Led by the songwriting of frontwoman Karly Hartzman (the songs are credited to the whole band, but it’s generally understood Hartzman is the primary architect), Wednesday pummels their way to a rough and tough emotional truth. The lyrics are often driven by stories, sometimes drawn from the collective’s own experiences (the gnarled, intense “Bitter Everyday” is inspired by an encounter with an unhoused woman in the band’s hometown of Asheville, North Carolina) and sometimes from the messed-up world around them (“Carolina Murder Suicide” is a spare, spooky ballad that came into being after Hartzman binged podcasts about the crimes committed by Alex Murdaugh in South Carolina). In that sense, “Gary’s II” feels like the spiritual heart of the album, taking a shaggy tale recounted by a seen-it-all local (“He took one look at you after he stopped to laugh/ And he noticed he mistook you got hit on behalf/ Of some bastard from the bar who had slept with his wife/ You said, ‘I never seen you in my God given life'”) and transforming it into a shuffling hoedown.
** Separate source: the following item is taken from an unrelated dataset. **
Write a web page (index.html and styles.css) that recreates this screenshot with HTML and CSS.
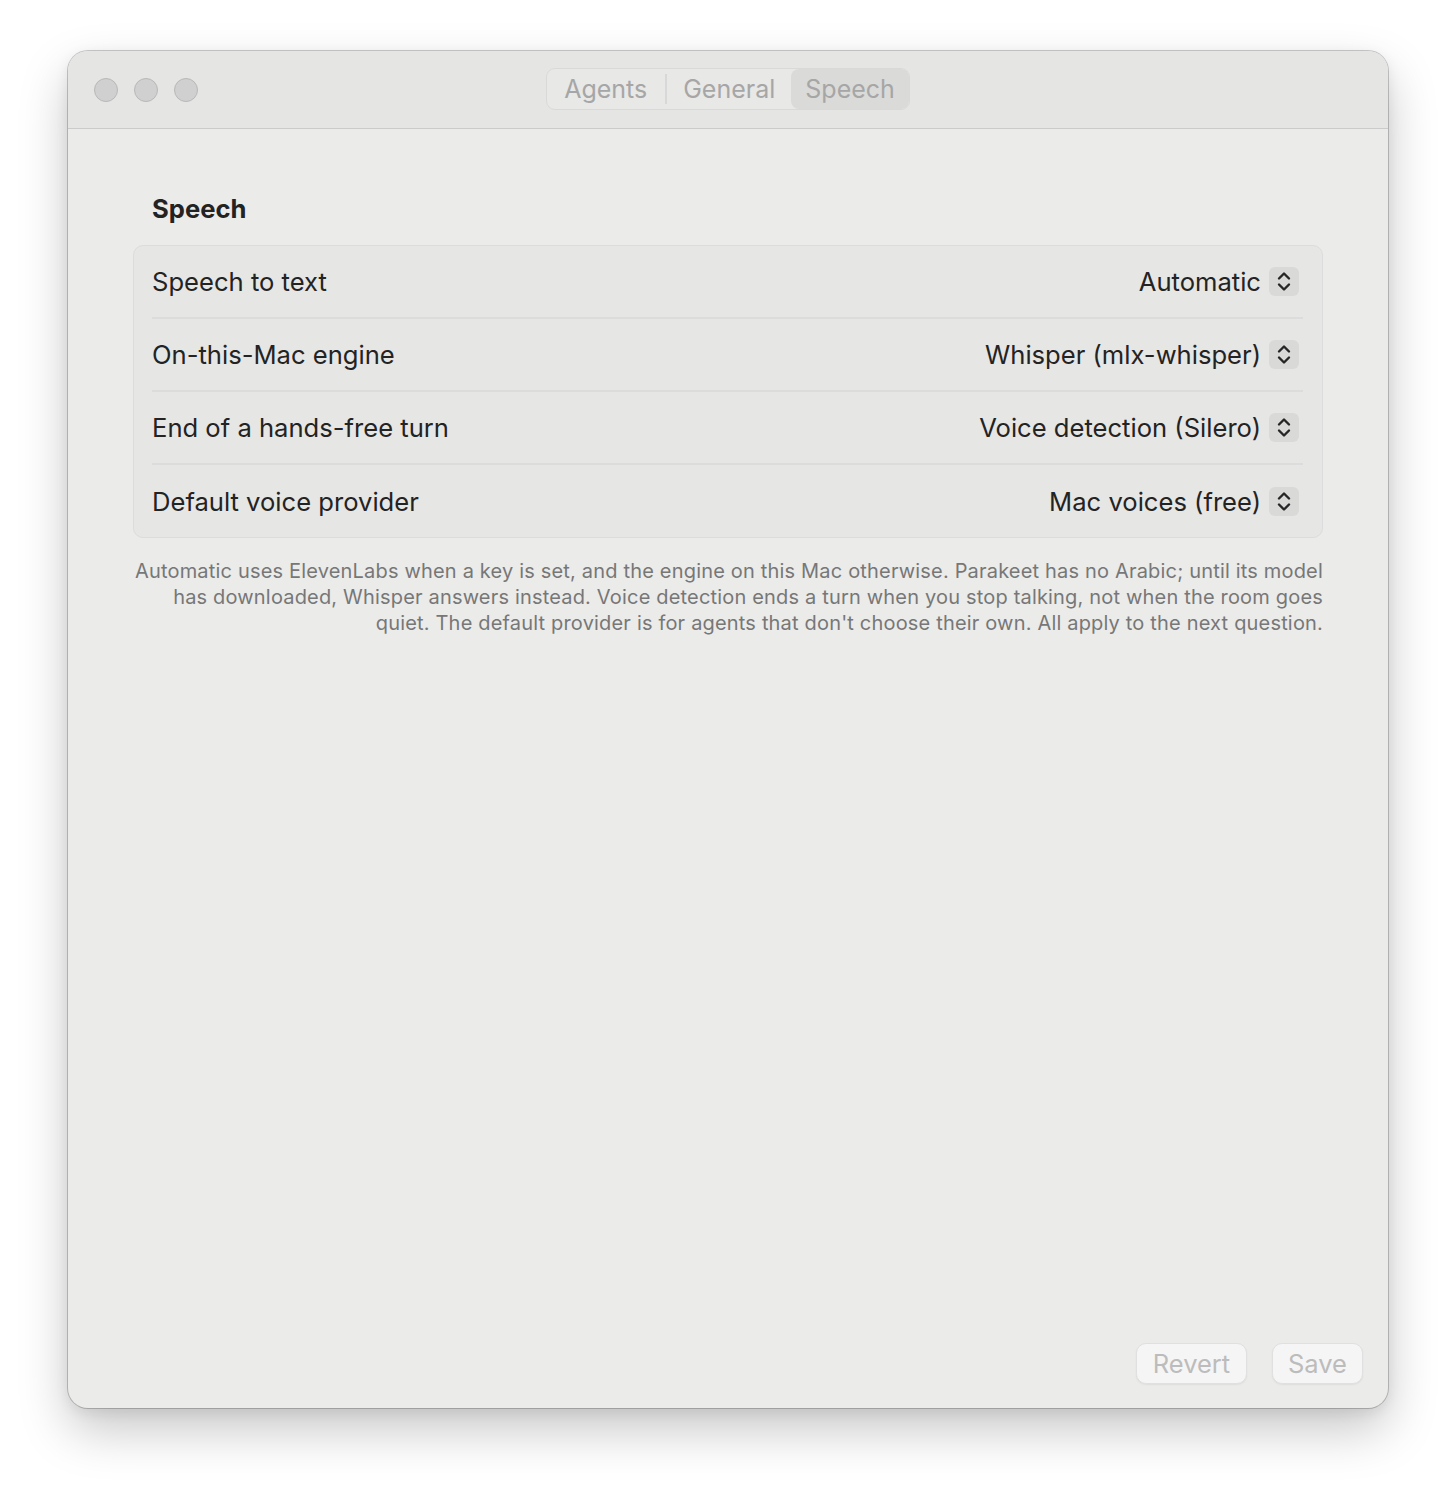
FILE: index.html
```html
<!DOCTYPE html>
<html lang="en">
<head>
<meta charset="utf-8">
<title>Speech settings</title>
<link rel="stylesheet" href="styles.css">
</head>
<body>
<div class="window">
  <header class="titlebar">
    <div class="lights">
      <span class="light"></span>
      <span class="light"></span>
      <span class="light"></span>
    </div>
    <nav class="segmented">
      <span class="seg">Agents</span>
      <span class="sep"></span>
      <span class="seg">General</span>
      <span class="seg selected">Speech</span>
    </nav>
    <div class="spacer"></div>
  </header>
  <main class="content">
    <h2 class="section-title">Speech</h2>
    <div class="group">
      <div class="row">
        <span class="label">Speech to text</span>
        <span class="popup"><span class="value">Automatic</span><span class="stepper"><svg viewBox="0 0 30 29" width="30" height="29"><path d="M10 11.5 L15 6.5 L20 11.5 M10 17.5 L15 22.5 L20 17.5"/></svg></span></span>
      </div>
      <div class="row">
        <span class="label">On-this-Mac engine</span>
        <span class="popup"><span class="value">Whisper (mlx-whisper)</span><span class="stepper"><svg viewBox="0 0 30 29" width="30" height="29"><path d="M10 11.5 L15 6.5 L20 11.5 M10 17.5 L15 22.5 L20 17.5"/></svg></span></span>
      </div>
      <div class="row">
        <span class="label">End of a hands-free turn</span>
        <span class="popup"><span class="value">Voice detection (Silero)</span><span class="stepper"><svg viewBox="0 0 30 29" width="30" height="29"><path d="M10 11.5 L15 6.5 L20 11.5 M10 17.5 L15 22.5 L20 17.5"/></svg></span></span>
      </div>
      <div class="row">
        <span class="label">Default voice provider</span>
        <span class="popup"><span class="value">Mac voices (free)</span><span class="stepper"><svg viewBox="0 0 30 29" width="30" height="29"><path d="M10 11.5 L15 6.5 L20 11.5 M10 17.5 L15 22.5 L20 17.5"/></svg></span></span>
      </div>
    </div>
    <p class="note">Automatic uses ElevenLabs when a key is set, and the engine on this Mac otherwise. Parakeet has no Arabic; until its model<br>has downloaded, Whisper answers instead. Voice detection ends a turn when you stop talking, not when the room goes<br>quiet. The default provider is for agents that don't choose their own. All apply to the next question.</p>
  </main>
  <footer class="footer">
    <button class="btn btn-revert">Revert</button>
    <button class="btn btn-save">Save</button>
  </footer>
</div>
</body>
</html>
```

FILE: styles.css
```css
html, body {
  margin: 0;
  padding: 0;
  background: #ffffff;
}

body {
  font-family: Inter, "Liberation Sans", Arial, sans-serif;
  color: #262626;
  padding: 51px 0 0 68px;
  height: 1492px;
  box-sizing: border-box;
}

.window {
  width: 1320px;
  height: 1357px;
  border-radius: 20px;
  background: #ebebea;
  box-shadow: 0 0 0 1px rgba(0, 0, 0, 0.2), 0 22px 50px rgba(0, 0, 0, 0.22), 0 4px 14px rgba(0, 0, 0, 0.08);
  display: flex;
  flex-direction: column;
  overflow: hidden;
}

.titlebar {
  height: 77px;
  background: #e5e5e4;
  border-bottom: 1px solid #cbcbcb;
  display: grid;
  grid-template-columns: 1fr auto 1fr;
  align-items: center;
  flex-shrink: 0;
}

.lights {
  display: flex;
  gap: 16px;
  padding-left: 26px;
}

.light {
  width: 22px;
  height: 22px;
  border-radius: 50%;
  background: #d0d0d0;
  border: 1px solid #b8b8b8;
}

.segmented {
  display: flex;
  align-items: center;
  height: 40px;
  border: 1px solid #d9d9d9;
  border-radius: 9px;
  background: #e8e8e7;
  margin-top: -1px;
}

.seg {
  font-size: 25px;
  color: #a6a6a6;
  padding: 0 16px;
  height: 40px;
  line-height: 40px;
}

.seg:first-child {
  padding: 0 18px 0 17px;
}

.seg.selected {
  background: #dadad9;
  border-radius: 8px;
  padding: 0 14px 0 14px;
}

.sep {
  width: 2px;
  height: 30px;
  background: #d8d8d8;
}

.content {
  flex: 1;
  padding: 64px 65px 0 65px;
}

.section-title {
  margin: 0 0 20px 19px;
  font-size: 25.6px;
  line-height: 32px;
  font-weight: 700;
  color: #232323;
}

.group {
  border: 1px solid #dcdcdc;
  border-radius: 10px;
  background: #e6e6e5;
}

.row {
  height: 73px;
  display: flex;
  align-items: center;
  justify-content: space-between;
  margin: 0 19px 0 18px;
  border-bottom: 2px solid #dcdcdc;
  box-sizing: border-box;
}

.row:last-child {
  border-bottom: none;
  height: 72px;
}

.label,
.value {
  font-size: 25.6px;
  color: #232323;
}

.popup {
  display: flex;
  align-items: center;
  gap: 8px;
  margin-right: 4px;
}

.stepper {
  width: 30px;
  height: 29px;
  border-radius: 6px;
  background: #d9d9d8;
  display: block;
}

.stepper svg {
  display: block;
}

.stepper path {
  fill: none;
  stroke: #262626;
  stroke-width: 2.4;
  stroke-linecap: round;
  stroke-linejoin: round;
}

.note {
  margin: 20px 0 0 0;
  font-size: 20px;
  line-height: 26px;
  color: #777777;
  text-align: right;
  letter-spacing: 0.18px;
}

.footer {
  display: flex;
  justify-content: flex-end;
  gap: 25px;
  padding: 0 25px 24px 0;
}

.btn {
  font-family: Inter, "Liberation Sans", Arial, sans-serif;
  font-size: 25.5px;
  color: #bcbcbc;
  background: #f5f5f5;
  border: 1px solid #e0e0e0;
  border-radius: 10px;
  height: 41px;
  padding: 0;
  box-shadow: 0 1px 2px rgba(0, 0, 0, 0.06);
}

.btn-revert {
  width: 111px;
}

.btn-save {
  width: 91px;
}
```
Hartzman is incredibly skillful at deploying evocative details in her lyrics. Unlike some acts that similarly sketch out elaborate scenes, such as Drive-By Truckers or the Hold Steady, Wednesday never trap themselves by shoveling in colorful context just for the sake of it. There’s always a greater purpose. On “Townies,” the lines “Went to a party in the county/ Stokin’ bonfires with leaf blowers” set a vivid scene to added potency to the song’s pointed cataloging of the indignities young woman often endure in that cultural environment of backwoods ingenuity. Songs that could become diversionary yarns instead resonate with the honesty of open-nerve memoir. Sometimes that plays out with a sprightly sense of humor. That’s the case with “Phish Pepsi,” a song first recorded for the 2021 EP Guttering that co-billed guitarist MJ Lenderman as lead, which comes across like some funked-up nineteen-seventies country-rock that received a blood transfusion from King Missile: “We watched a Phish concert and Human Centipede/ Two things I now wish I had never seen.”
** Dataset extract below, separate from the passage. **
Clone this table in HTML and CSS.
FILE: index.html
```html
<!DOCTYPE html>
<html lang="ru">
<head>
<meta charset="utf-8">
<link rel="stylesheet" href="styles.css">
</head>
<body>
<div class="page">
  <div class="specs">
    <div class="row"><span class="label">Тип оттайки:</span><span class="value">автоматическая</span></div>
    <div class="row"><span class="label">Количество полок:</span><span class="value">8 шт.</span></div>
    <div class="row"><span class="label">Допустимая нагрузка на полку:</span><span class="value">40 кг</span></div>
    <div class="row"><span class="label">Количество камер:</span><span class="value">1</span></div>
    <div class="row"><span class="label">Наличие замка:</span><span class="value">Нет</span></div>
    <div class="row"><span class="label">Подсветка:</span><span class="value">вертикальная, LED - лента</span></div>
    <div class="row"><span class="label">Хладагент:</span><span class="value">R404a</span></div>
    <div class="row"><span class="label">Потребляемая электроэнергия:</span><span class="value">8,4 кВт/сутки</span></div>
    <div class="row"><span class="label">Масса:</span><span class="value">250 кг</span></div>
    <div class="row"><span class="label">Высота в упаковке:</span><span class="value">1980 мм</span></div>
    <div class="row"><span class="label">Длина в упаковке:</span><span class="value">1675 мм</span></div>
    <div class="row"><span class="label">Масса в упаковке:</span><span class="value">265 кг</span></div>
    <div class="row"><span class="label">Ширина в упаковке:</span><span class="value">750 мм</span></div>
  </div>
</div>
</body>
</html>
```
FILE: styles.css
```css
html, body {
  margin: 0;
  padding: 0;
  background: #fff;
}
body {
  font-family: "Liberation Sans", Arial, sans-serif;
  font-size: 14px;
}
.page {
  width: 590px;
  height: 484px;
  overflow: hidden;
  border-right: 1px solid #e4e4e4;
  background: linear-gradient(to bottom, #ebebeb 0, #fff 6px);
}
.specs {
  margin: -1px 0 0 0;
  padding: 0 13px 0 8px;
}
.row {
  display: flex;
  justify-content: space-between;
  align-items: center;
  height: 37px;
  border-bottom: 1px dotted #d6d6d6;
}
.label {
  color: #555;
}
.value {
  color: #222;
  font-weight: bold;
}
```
Wednesday are in incredible form across the album, shaping the music as a compendium of everything that’s great about bringing guitars and drums and other instruments of glorious noise together. “Candy Breath” surfs on amazing squalls of guitar sound, and “Wasp” is a blistering punk assault. At their marrow, the band are aligned with the acts that made the soft-LOUD-soft structures into the sound of Gen-X disenchantment. “Reality TV Argument Bleeds” lives in the intersection between shoegaze and Pixies-ish alternative rock, and “Pick Up That Knife” takes shifting sonic dynamics to a whole never level, winding up with a song that restlessly reinvents itself at the speed of thought. Thrilling as the various blasts of volume are, Bleeds is equally effective when it quiets down a bit. “Elderberry Wine” has a spiritual kinship with peak Lucinda Williams, and “The Way Loves Goes” is an affecting ballad.
Sometimes a band makes a great record by dazzling with their unexpected invention. Sometimes a band makes a great record by simply making a great record. Bleeds, without a doubt, is a great record.